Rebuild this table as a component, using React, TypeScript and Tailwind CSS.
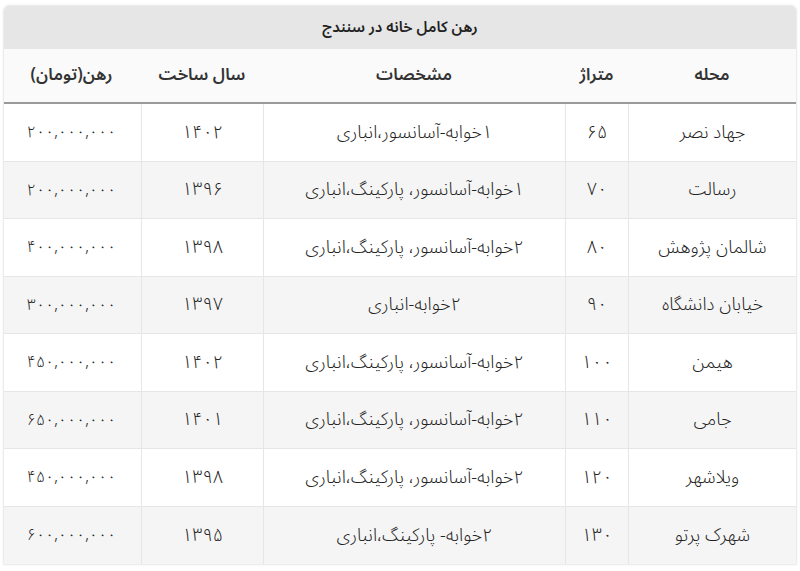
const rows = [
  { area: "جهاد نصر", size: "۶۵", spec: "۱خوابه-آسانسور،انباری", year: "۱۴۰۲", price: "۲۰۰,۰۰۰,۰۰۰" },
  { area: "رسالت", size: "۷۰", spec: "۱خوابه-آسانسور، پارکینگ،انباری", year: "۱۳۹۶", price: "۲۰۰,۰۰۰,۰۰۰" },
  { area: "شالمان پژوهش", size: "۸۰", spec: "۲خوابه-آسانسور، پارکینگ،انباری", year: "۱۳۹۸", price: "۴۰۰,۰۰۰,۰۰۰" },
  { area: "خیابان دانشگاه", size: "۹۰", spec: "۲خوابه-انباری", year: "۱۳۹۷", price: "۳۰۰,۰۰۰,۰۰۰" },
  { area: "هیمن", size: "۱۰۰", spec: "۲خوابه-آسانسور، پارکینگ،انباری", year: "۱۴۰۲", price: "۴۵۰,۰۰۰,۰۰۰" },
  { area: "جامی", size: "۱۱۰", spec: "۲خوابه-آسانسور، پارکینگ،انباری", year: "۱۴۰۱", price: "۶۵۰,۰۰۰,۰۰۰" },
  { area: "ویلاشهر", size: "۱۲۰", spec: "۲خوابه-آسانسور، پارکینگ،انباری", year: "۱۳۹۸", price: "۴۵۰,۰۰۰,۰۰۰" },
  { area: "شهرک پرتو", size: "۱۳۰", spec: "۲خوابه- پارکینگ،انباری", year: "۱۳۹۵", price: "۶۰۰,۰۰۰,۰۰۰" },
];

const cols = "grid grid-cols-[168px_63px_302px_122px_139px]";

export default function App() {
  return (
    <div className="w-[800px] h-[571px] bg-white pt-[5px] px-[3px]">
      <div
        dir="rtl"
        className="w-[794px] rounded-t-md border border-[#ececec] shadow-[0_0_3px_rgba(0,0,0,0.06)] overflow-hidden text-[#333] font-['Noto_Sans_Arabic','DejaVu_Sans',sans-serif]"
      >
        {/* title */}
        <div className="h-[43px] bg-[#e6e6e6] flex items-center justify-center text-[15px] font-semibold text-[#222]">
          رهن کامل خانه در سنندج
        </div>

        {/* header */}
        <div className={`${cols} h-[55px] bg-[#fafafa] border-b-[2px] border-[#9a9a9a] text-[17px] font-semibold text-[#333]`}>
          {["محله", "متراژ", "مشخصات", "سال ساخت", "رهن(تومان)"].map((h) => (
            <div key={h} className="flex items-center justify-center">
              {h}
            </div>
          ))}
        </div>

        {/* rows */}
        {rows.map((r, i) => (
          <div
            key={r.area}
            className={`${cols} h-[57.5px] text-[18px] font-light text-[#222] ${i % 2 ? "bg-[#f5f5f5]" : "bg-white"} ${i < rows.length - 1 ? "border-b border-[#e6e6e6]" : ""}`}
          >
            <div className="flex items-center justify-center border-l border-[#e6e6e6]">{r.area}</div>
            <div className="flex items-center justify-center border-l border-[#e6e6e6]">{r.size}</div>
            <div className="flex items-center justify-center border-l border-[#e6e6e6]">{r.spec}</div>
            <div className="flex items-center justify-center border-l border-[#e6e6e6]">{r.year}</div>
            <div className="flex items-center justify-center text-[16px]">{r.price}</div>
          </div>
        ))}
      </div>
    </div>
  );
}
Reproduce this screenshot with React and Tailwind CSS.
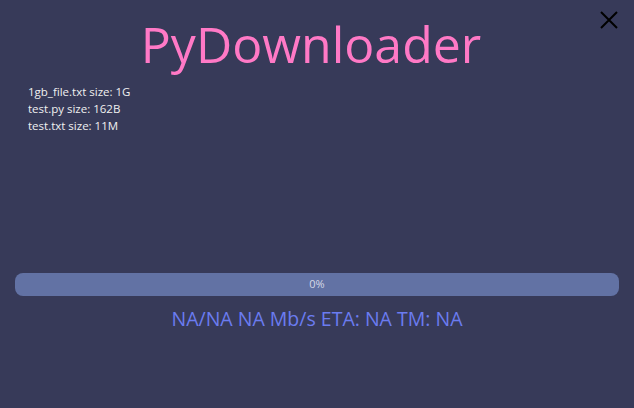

----

§ WHAT IS REQUIRED
Go through the material above and print all of it exactly, except the pictures.

§ REPLY TO THE TASK
Rebuild this table as a component, using React, TypeScript and Tailwind CSS.
const rows = [
  { area: "جهاد نصر", size: "۶۵", spec: "۱خوابه-آسانسور،انباری", year: "۱۴۰۲", price: "۲۰۰,۰۰۰,۰۰۰" },
  { area: "رسالت", size: "۷۰", spec: "۱خوابه-آسانسور، پارکینگ،انباری", year: "۱۳۹۶", price: "۲۰۰,۰۰۰,۰۰۰" },
  { area: "شالمان پژوهش", size: "۸۰", spec: "۲خوابه-آسانسور، پارکینگ،انباری", year: "۱۳۹۸", price: "۴۰۰,۰۰۰,۰۰۰" },
  { area: "خیابان دانشگاه", size: "۹۰", spec: "۲خوابه-انباری", year: "۱۳۹۷", price: "۳۰۰,۰۰۰,۰۰۰" },
  { area: "هیمن", size: "۱۰۰", spec: "۲خوابه-آسانسور، پارکینگ،انباری", year: "۱۴۰۲", price: "۴۵۰,۰۰۰,۰۰۰" },
  { area: "جامی", size: "۱۱۰", spec: "۲خوابه-آسانسور، پارکینگ،انباری", year: "۱۴۰۱", price: "۶۵۰,۰۰۰,۰۰۰" },
  { area: "ویلاشهر", size: "۱۲۰", spec: "۲خوابه-آسانسور، پارکینگ،انباری", year: "۱۳۹۸", price: "۴۵۰,۰۰۰,۰۰۰" },
  { area: "شهرک پرتو", size: "۱۳۰", spec: "۲خوابه- پارکینگ،انباری", year: "۱۳۹۵", price: "۶۰۰,۰۰۰,۰۰۰" },
];

const cols = "grid grid-cols-[168px_63px_302px_122px_139px]";

export default function App() {
  return (
    <div className="w-[800px] h-[571px] bg-white pt-[5px] px-[3px]">
      <div
        dir="rtl"
        className="w-[794px] rounded-t-md border border-[#ececec] shadow-[0_0_3px_rgba(0,0,0,0.06)] overflow-hidden text-[#333] font-['Noto_Sans_Arabic','DejaVu_Sans',sans-serif]"
      >
        {/* title */}
        <div className="h-[43px] bg-[#e6e6e6] flex items-center justify-center text-[15px] font-semibold text-[#222]">
          رهن کامل خانه در سنندج
        </div>

        {/* header */}
        <div className={`${cols} h-[55px] bg-[#fafafa] border-b-[2px] border-[#9a9a9a] text-[17px] font-semibold text-[#333]`}>
          {["محله", "متراژ", "مشخصات", "سال ساخت", "رهن(تومان)"].map((h) => (
            <div key={h} className="flex items-center justify-center">
              {h}
            </div>
          ))}
        </div>

        {/* rows */}
        {rows.map((r, i) => (
          <div
            key={r.area}
            className={`${cols} h-[57.5px] text-[18px] font-light text-[#222] ${i % 2 ? "bg-[#f5f5f5]" : "bg-white"} ${i < rows.length - 1 ? "border-b border-[#e6e6e6]" : ""}`}
          >
            <div className="flex items-center justify-center border-l border-[#e6e6e6]">{r.area}</div>
            <div className="flex items-center justify-center border-l border-[#e6e6e6]">{r.size}</div>
            <div className="flex items-center justify-center border-l border-[#e6e6e6]">{r.spec}</div>
            <div className="flex items-center justify-center border-l border-[#e6e6e6]">{r.year}</div>
            <div className="flex items-center justify-center text-[16px]">{r.price}</div>
          </div>
        ))}
      </div>
    </div>
  );
}
Reproduce this screenshot with React and Tailwind CSS.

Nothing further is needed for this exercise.